**Aim of the exercise:** Set out each line from the following listing that includes the word "styles".

**Material provided:**
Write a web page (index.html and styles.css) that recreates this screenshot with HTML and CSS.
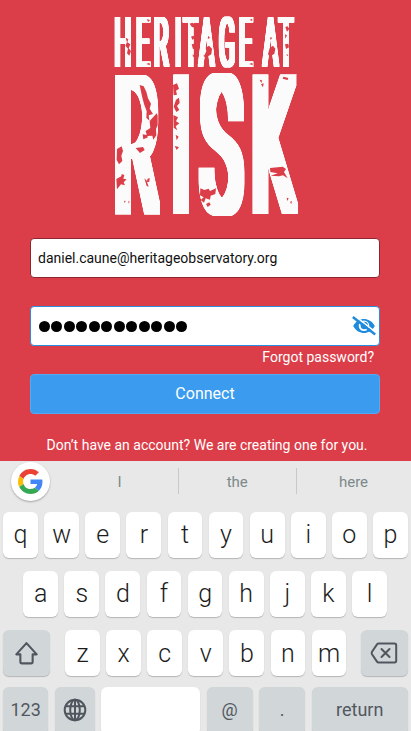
FILE: index.html
```html
<!DOCTYPE html>
<html lang="en">
<head>
<meta charset="utf-8">
<title>Heritage at Risk</title>
<link rel="stylesheet" href="styles.css">
</head>
<body>
<main class="login">
  <svg class="logo" viewBox="0 0 615 645" role="img" aria-label="Heritage at Risk">
    <defs>
      <filter id="inkSmall" filterUnits="userSpaceOnUse" x="0" y="0" width="615" height="220" color-interpolation-filters="sRGB">
        <feMorphology operator="dilate" radius="6 3"/>
        <feComponentTransfer><feFuncA type="linear" slope="1.7"/></feComponentTransfer>
      </filter>
      <filter id="inkLarge" filterUnits="userSpaceOnUse" x="0" y="190" width="615" height="455" color-interpolation-filters="sRGB">
        <feMorphology operator="dilate" radius="21 15"/>
        <feComponentTransfer result="fat"><feFuncA type="linear" slope="1.5"/></feComponentTransfer>
        <feTurbulence type="fractalNoise" baseFrequency="0.05" numOctaves="2" seed="7" result="noise"/>
        <feDisplacementMap in="fat" in2="noise" scale="4" xChannelSelector="R" yChannelSelector="G"/>
      </filter>
    </defs>
    <g filter="url(#inkSmall)">
      <text class="logo-small" transform="translate(3 184) scale(.34 1)" x="77 270 423 612 688 825 1000 1175 1390 1528">HERITAGEAT</text>
    </g>
    <g filter="url(#inkLarge)">
      <text class="logo-large" transform="translate(0 612) scale(.345 1)" x="97 592 850 1292">RISK</text>
    </g>
    <g class="wear">
      <path d="M62 98l8 5-3 9 9 6-5 12 7 8-5 14-7-7 3-14-8-9 5-10z"/>
      <path d="M254 56l8-3 10 6-4 9-8-3zM258 95l7-3 4 6-6 7zM260 118l10-2 2 12-8 5zM263 148l6 4-5 5z"/>
      <path d="M302 128l10-6 9 9-2 17-12 7-8-6 5-10zM310 92l5 7-7 3zM296 149l6 3-5 5z"/>
      <path d="M494 129l10-7 7 9-3 15-13 9-6-7zM496 96l6 3-6 6z"/>
      <path d="M541 66l7-2 5 8-7 8zM540 88l6 3-5 10zM540 118l10-2 2 11-9 5zM545 147l5 3-4 4z"/>
      <path d="M126 42l9 4-6 5zM124 177l9-4 2 8zM433 177l9-4 1 8zM434 45l7-4 1 7z"/>
      <path d="M104 240l12 4 8 16 5 20 9 16-4 15 10 16-13 4 2 16-9-9 1-20-7-18-6-22zM155 325l3 7 0 28-5 12 1 19-9 13-3-12-16 1-4-15 14-9-2-21zM113 388l12 2 4 7-14 6zM92 429l22-3 5 9-14 9z"/>
      <path d="M204 240l12-5 6 16-9 6 3 12-10 2zM213 284l9-6 2 16-8 9 7 12-9 6-8-16zM205 330l14 7-6 12 10 6-11 9 5 12-11-8zM212 389l9 6-6 11zM209 423l13 3-7 9z"/>
      <path d="M464 224l7 2-2 9zM468 238l8-3-2 12zM535 215l15 4-2 6-15-4z"/>
      <path d="M36 432l14-8 4 14-5 14 3 16-10 10-7-14zM34 522l15-8 1-7 8 3-3 11 10 2-9 9 4 9-12-3-12 15zM57 587l5 1-3 6zM70 587l4 3-3 6z"/>
      <path d="M118 520l8 8 2-7 6-2-1 11-7 1 5 14-6-2z"/>
      <path d="M286 550l12 5 13-4 4 7 18-8-2 17-14 5-2 12-13-4-5 13-10-8 9-8-11-6zM303 597l10-5 4 7-9 7z"/>
      <path d="M495 489l38-4 10 7-6 9 11 19-14-9-12 3-25-2 21-7-22-4zM545 578l6 2-4 8zM555 591l6-3-2 9z"/>
    </g>
  </svg>

  <form class="form">
    <div class="field">daniel.caune@heritageobservatory.org</div>
    <div class="field field-active">
      <span class="dots"><i></i><i></i><i></i><i></i><i></i><i></i><i></i><i></i><i></i><i></i><i></i><i></i></span>
      <svg class="eye" viewBox="0 0 24 20">
        <path d="M1.200 10C4 5 8 3 12 3S20 5 22.800 10C20 15 16 17 12 17S4 15 1.200 10z" fill="#1f8bdc"/>
        <circle cx="12" cy="9.800" r="5.300" fill="#fff"/>
        <circle cx="12.300" cy="9.500" r="3.700" fill="#1f8bdc"/>
        <path d="M2-.7 25 17.300" stroke="#fff" stroke-width="1.600"/>
        <path d="M.8 1 23.200 18.500" stroke="#1f8bdc" stroke-width="2.400"/>
      </svg>
    </div>
    <a class="forgot">Forgot password?</a>
    <button type="button" class="connect">Connect</button>
    <p class="signup">Don’t have an account? We are creating one for you.</p>
  </form>
</main>

<section class="keyboard">
  <div class="suggestions">
    <div class="google">
      <svg viewBox="0 0 48 48">
        <path fill="#ea4335" d="M24 9.500c3.540 0 6.710 1.220 9.210 3.600l6.850-6.850C35.900 2.380 30.470 0 24 0 14.620 0 6.510 5.380 2.560 13.220l7.980 6.190C12.430 13.720 17.740 9.500 24 9.500z"/>
        <path fill="#4285f4" d="M46.980 24.550c0-1.570-.15-3.090-.38-4.550H24v9.020h12.940c-.58 2.960-2.260 5.480-4.780 7.180l7.730 6c4.510-4.180 7.090-10.360 7.090-17.650z"/>
        <path fill="#fbbc05" d="M10.530 28.590c-.48-1.450-.76-2.990-.76-4.590s.27-3.140.76-4.590l-7.980-6.190C.92 16.460 0 20.120 0 24c0 3.880.92 7.540 2.560 10.780l7.970-6.190z"/>
        <path fill="#34a853" d="M24 48c6.480 0 11.930-2.130 15.890-5.810l-7.730-6c-2.150 1.450-4.920 2.300-8.160 2.300-6.260 0-11.570-4.220-13.470-9.910l-7.980 6.190C6.510 42.620 14.620 48 24 48z"/>
      </svg>
    </div>
    <span>I</span><span>the</span><span>here</span>
  </div>
  <div class="row"><b>q</b><b>w</b><b>e</b><b>r</b><b>t</b><b>y</b><b>u</b><b>i</b><b>o</b><b>p</b></div>
  <div class="row row-home"><b>a</b><b>s</b><b>d</b><b>f</b><b>g</b><b>h</b><b>j</b><b>k</b><b>l</b></div>
  <div class="row row-shift">
    <b class="special"><svg class="shift" viewBox="0 0 24 24"><path d="M12 2 2.200 12.800h3.900V20q0 1.500 1.500 1.500h8.800q1.500 0 1.500-1.500v-7.200h3.900z"/></svg></b>
    <b>z</b><b>x</b><b>c</b><b>v</b><b>b</b><b>n</b><b>m</b>
    <b class="special"><svg class="erase" viewBox="0 0 28 22"><path d="M8.600 1.500H24.500q1.700 0 1.700 1.700v15.600q0 1.700-1.700 1.700H8.600q-1 0-1.600-.9L2 12.200q-.7-1.200 0-2.400L7 2.400q.6-.9 1.600-.9zM11.500 7l8 8M19.500 7 11.500 15"/></svg></b>
  </div>
  <div class="row row-bottom">
    <b class="special">123</b>
    <b class="special"><svg class="globe" viewBox="0 0 24 24"><circle cx="12" cy="12" r="10.300"/><ellipse cx="12" cy="12" rx="4.800" ry="10.300"/><path d="M12 1.700v20.600M2.800 8.200h18.400M2.800 15.800h18.400"/></svg></b>
    <b></b>
    <b class="special">@</b>
    <b class="special">.</b>
    <b class="special">return</b>
  </div>
</section>
</body>
</html>
```
FILE: styles.css
```css
* { box-sizing: border-box; }
body {
  margin: 0;
  width: 411px;
  height: 731px;
  overflow: hidden;
  display: flex;
  flex-direction: column;
  font-family: Roboto, "Liberation Sans", sans-serif;
}
.login {
  height: 461px;
  padding: 5px 30px 0;
  background: #db3e49;
  display: flex;
  flex-direction: column;
  flex-shrink: 0;
}
.logo {
  width: 205px;
  height: 215px;
  margin-left: 75px;
  flex-shrink: 0;
}
.logo text { fill: #fbfbfb; font-family: Roboto, sans-serif; }
.logo-small { font-size: 200px; font-weight: 300; }
.logo-large { font-size: 547px; font-weight: 100; }
.wear { fill: #db3e49; }
.form {
  width: 350px;
  margin-top: 18px;
  display: flex;
  flex-direction: column;
}
.field {
  height: 40px;
  padding: 0 7px;
  border: 1px solid #8c2530;
  border-radius: 4px;
  background: #fff;
  color: #111;
  font-size: 14px;
  line-height: 38px;
}
.field-active {
  margin-top: 28px;
  padding-right: 3px;
  border-color: #2a8ee0;
  display: flex;
  align-items: center;
  justify-content: space-between;
}
.dots { display: flex; gap: 1.500px; padding-left: .8px; }
.dots i { width: 11px; height: 11px; border-radius: 50%; background: #000; }
.eye { width: 24px; height: 20px; }
.forgot {
  margin: 2px 6px 0 0;
  height: 18px;
  line-height: 18px;
  text-align: right;
  font-size: 14px;
  color: #fff;
}
.connect {
  margin: 8px 0 0;
  height: 40px;
  padding: 0 0 2px;
  border: 1px solid #55a9f1;
  border-radius: 4px;
  background: #3a9bef;
  color: #fff;
  font: 16px Roboto, sans-serif;
}
.signup {
  margin: 22px 0 0;
  padding-left: 4px;
  line-height: 18px;
  text-align: center;
  white-space: nowrap;
  font-size: 14px;
  color: #fff;
}
.keyboard {
  height: 270px;
  flex-shrink: 0;
  background: #e8e8e8;
  overflow: hidden;
}
.suggestions {
  height: 50.500px;
  display: grid;
  grid-template-columns: 50px 118px 117.500px 114px;
  padding-left: 11px;
}
.google {
  width: 39px;
  height: 39px;
  margin-top: 1px;
  border-radius: 50%;
  background: #fff;
  box-shadow: 0 1px 2px rgba(0, 0, 0, .3);
  display: flex;
  align-items: center;
  justify-content: center;
}
.google svg { width: 25px; height: 25px; }
.suggestions span {
  height: 26px;
  margin-top: 7px;
  line-height: 28px;
  text-align: center;
  font-size: 15px;
  color: #7c888c;
  border-right: 1px solid #c8c9ca;
}
.suggestions span:last-child { border: 0; }
.row {
  height: 46px;
  margin-bottom: 13.300px;
  padding: 0 3.200px;
  display: grid;
  grid-template-columns: repeat(10, 34.800px);
  column-gap: 6.300px;
}
.row b {
  display: flex;
  align-items: center;
  justify-content: center;
  background: #fff;
  border-radius: 6px;
  box-shadow: 0 1px 1px rgba(0, 0, 0, .22);
  font-size: 25px;
  font-weight: 300;
  color: #1c1c1c;
}
.row-home {
  padding-left: 23.300px;
  grid-template-columns: repeat(9, 34.800px);
}
.row-shift {
  margin-bottom: 11px;
  grid-template-columns: 55.600px repeat(7, 34.800px) 55.200px;
}
.row-shift .special { width: 46.800px; }
.row-shift .special:last-child { margin-left: 8.200px; }
.row-bottom {
  height: 48px;
  grid-template-columns: 45px 40px 99px 46px 46px 96px;
  column-gap: 6.500px;
}
.row .special {
  background: #d1d6d9;
  color: #51585f;
  font-size: 18px;
  font-weight: 400;
}
.row-bottom .special { padding-bottom: 3px; }
.special svg { fill: none; stroke: #50565e; stroke-width: 2; stroke-linejoin: round; stroke-linecap: round; }
.shift { width: 25px; height: 25px; }
.erase { width: 28px; height: 22px; }
.globe { width: 24px; height: 24px; }
```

**Task solution:**
Write a web page (index.html and styles.css) that recreates this screenshot with HTML and CSS.
<link rel="stylesheet" href="styles.css">
FILE: styles.css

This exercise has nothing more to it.